INPUT RECORDS:
<<<<

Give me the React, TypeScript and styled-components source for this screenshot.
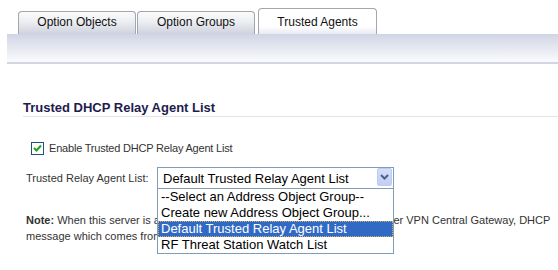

>>>>
<<<<

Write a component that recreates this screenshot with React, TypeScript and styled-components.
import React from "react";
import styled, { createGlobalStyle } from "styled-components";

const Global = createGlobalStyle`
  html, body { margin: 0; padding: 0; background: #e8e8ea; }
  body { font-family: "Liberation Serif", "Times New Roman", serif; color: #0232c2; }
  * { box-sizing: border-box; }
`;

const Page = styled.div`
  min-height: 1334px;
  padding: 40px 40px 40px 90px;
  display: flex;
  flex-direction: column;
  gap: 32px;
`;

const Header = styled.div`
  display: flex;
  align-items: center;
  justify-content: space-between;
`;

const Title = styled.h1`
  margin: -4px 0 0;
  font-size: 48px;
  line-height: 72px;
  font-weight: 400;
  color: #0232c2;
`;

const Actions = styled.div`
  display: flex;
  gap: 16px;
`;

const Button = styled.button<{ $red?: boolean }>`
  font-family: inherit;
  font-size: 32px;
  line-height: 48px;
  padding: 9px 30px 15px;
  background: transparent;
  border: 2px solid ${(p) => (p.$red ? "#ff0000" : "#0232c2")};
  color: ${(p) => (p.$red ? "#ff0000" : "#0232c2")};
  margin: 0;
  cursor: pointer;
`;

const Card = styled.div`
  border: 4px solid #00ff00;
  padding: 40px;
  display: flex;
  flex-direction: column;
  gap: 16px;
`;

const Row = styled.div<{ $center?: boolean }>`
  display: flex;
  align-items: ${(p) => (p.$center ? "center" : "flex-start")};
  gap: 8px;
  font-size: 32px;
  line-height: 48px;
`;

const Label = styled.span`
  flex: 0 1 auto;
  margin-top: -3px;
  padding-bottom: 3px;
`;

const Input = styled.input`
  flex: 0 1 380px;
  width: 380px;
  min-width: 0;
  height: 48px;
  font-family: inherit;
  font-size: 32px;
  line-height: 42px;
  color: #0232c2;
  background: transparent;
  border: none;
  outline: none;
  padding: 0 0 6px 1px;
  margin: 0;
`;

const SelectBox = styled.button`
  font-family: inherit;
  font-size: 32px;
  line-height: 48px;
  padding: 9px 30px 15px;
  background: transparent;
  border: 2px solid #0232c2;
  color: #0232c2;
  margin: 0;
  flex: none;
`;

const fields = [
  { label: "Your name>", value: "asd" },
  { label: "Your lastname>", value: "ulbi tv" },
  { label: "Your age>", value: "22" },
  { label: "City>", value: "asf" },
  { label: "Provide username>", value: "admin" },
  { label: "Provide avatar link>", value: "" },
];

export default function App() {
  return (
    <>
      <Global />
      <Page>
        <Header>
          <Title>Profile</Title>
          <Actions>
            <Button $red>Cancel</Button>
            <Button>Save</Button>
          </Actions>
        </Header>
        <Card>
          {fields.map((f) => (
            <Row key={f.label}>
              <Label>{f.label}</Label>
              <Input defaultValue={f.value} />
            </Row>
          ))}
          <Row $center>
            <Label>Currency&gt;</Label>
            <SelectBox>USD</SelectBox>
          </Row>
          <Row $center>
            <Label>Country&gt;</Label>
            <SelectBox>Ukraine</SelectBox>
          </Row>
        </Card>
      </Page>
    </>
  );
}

>>>>

STATED PROBLEM: Identify all lines in the records above with the word "React".

ANSWER TO THIS PROBLEM:
Give me the React, TypeScript and styled-components source for this screenshot.
Write a component that recreates this screenshot with React, TypeScript and styled-components.
import React from "react";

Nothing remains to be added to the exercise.